The 9th Circuit also said that if the U.S. Supreme Court had not reviewed or modified its decision by March 11, it would narrow its original ruling to Arizona and California, the two border states within its jurisdiction.
The New York Times, the Wall Street Journal, Fox News and Law.com have coverage.
In its Feb. 28 decision in Innovation Law Lab v. Wolf, the court blocked the Migrant Protection Protocols policy and said plaintiffs had shown a likelihood of success on their arguments that it is inconsistent with federal law and in violation of treaty obligations.
While the court said Wednesday it remains clear that “the MPP is causing extreme and irreversible harm to plaintiffs,” it also recognized that “the proper scope of injunctions against agency action is a matter of intense and active controversy.”

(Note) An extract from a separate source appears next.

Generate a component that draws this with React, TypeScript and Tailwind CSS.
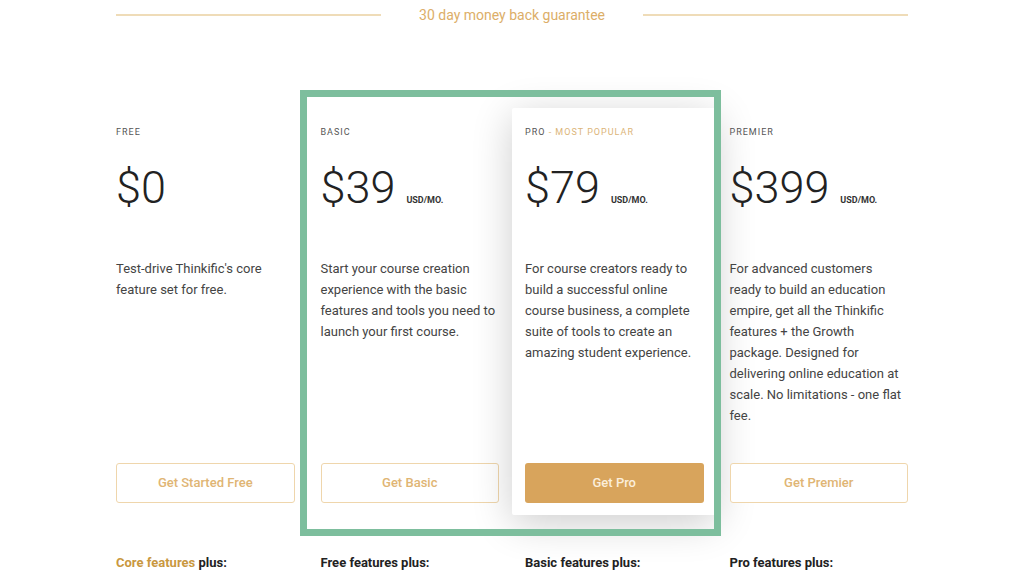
import React from "react";

const plans = [
  {
    key: "free",
    label: "FREE",
    price: "$0",
    unit: "",
    desc: "Test-drive Thinkific's core feature set for free.",
    cta: "Get Started Free",
    base: "Core",
  },
  {
    key: "basic",
    label: "BASIC",
    price: "$39",
    unit: "USD/MO.",
    desc: "Start your course creation experience with the basic features and tools you need to launch your first course.",
    cta: "Get Basic",
    base: "Free",
  },
  {
    key: "pro",
    label: "PRO",
    price: "$79",
    unit: "USD/MO.",
    desc: "For course creators ready to build a successful online course business, a complete suite of tools to create an amazing student experience.",
    cta: "Get Pro",
    base: "Basic",
  },
  {
    key: "premier",
    label: "PREMIER",
    price: "$399",
    unit: "USD/MO.",
    desc: "For advanced customers ready to build an education empire, get all the Thinkific features + the Growth package. Designed for delivering online education at scale. No limitations - one flat fee.",
    cta: "Get Premier",
    base: "Pro",
  },
];

export default function App() {
  return (
    <div className="w-[1024px] h-[576px] overflow-hidden bg-white font-['Roboto',sans-serif]">
      <div className="mx-auto w-[792px]">
        <div className="flex items-center pt-[6px]">
          <div className="h-[2px] flex-1 bg-[#efdcb8]" />
          <span className="px-[38px] text-[14px] leading-[18px] text-[#dcae68]">
            30 day money back guarantee
          </span>
          <div className="h-[2px] flex-1 bg-[#efdcb8]" />
        </div>

        <div className="relative mt-[102px] grid grid-cols-4 gap-x-[26px]">
          {plans.map((p) => {
            const popular = p.key === "pro";
            return (
              <div key={p.key} className="relative flex flex-col">
                {popular && (
                  <div className="absolute -top-[18px] -left-[13px] -right-[12px] h-[407px] bg-white rounded-[2px] shadow-[0_8px_40px_rgba(0,0,0,0.2)]" />
                )}
                <div className="relative flex flex-col">
                  <div className="h-[12px] text-[9px] leading-[12px] tracking-[1px] text-[#555]">
                    {p.label}
                    {popular && <span className="text-[#dcb579]"> - MOST POPULAR</span>}
                  </div>
                  <div className="mt-[26px] flex items-baseline">
                    <span className="text-[45px] leading-[48px] font-light text-[#222]">{p.price}</span>
                    {p.unit && (
                      <span className="ml-[11px] text-[9px] font-bold text-[#333]">{p.unit}</span>
                    )}
                  </div>
                  <p className="mt-[46px] h-[205px] w-[176px] text-[13px] leading-[21px] text-[#444]">{p.desc}</p>
                  {popular ? (
                    <button className="h-[40px] rounded-[3px] bg-[#d8a45c] text-[13px] font-medium text-[#fbeedb]">
                      {p.cta}
                    </button>
                  ) : (
                    <button className="h-[40px] rounded-[3px] border border-[#efd6ac] bg-white text-[13px] font-medium text-[#e0b574]">
                      {p.cta}
                    </button>
                  )}
                </div>
                <div className="relative mt-[51px] text-[13px] leading-[18px] font-bold text-[#222]">
                  {p.key === "free" ? (
                    <>
                      <span className="text-[#c9983f]">Core features</span> plus:
                    </>
                  ) : (
                    <>{p.base} features plus:</>
                  )}
                </div>
              </div>
            );
          })}

          <div className="pointer-events-none absolute -top-[36px] left-[184px] h-[446px] w-[421px] border-[7px] border-[#7dbe9d]" />
        </div>
      </div>
    </div>
  );
}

Stephen Yale-Loehr, an immigration professor at Cornell University’s law school, told the New York Times that “it is very likely that the Supreme Court will grant the administration’s request to halt the Ninth Circuit’s original decision to suspend the policy.”
The Supreme Court has reversed several temporary injunctions issued against the Trump administration’s immigration policies in recent months.
In a January decision, the high court lifted a nationwide injunction blocking implementation of the “public charge” rule that makes it easier for the government to deny visas and green cards to immigrants who receive or are likely to receive public assistance.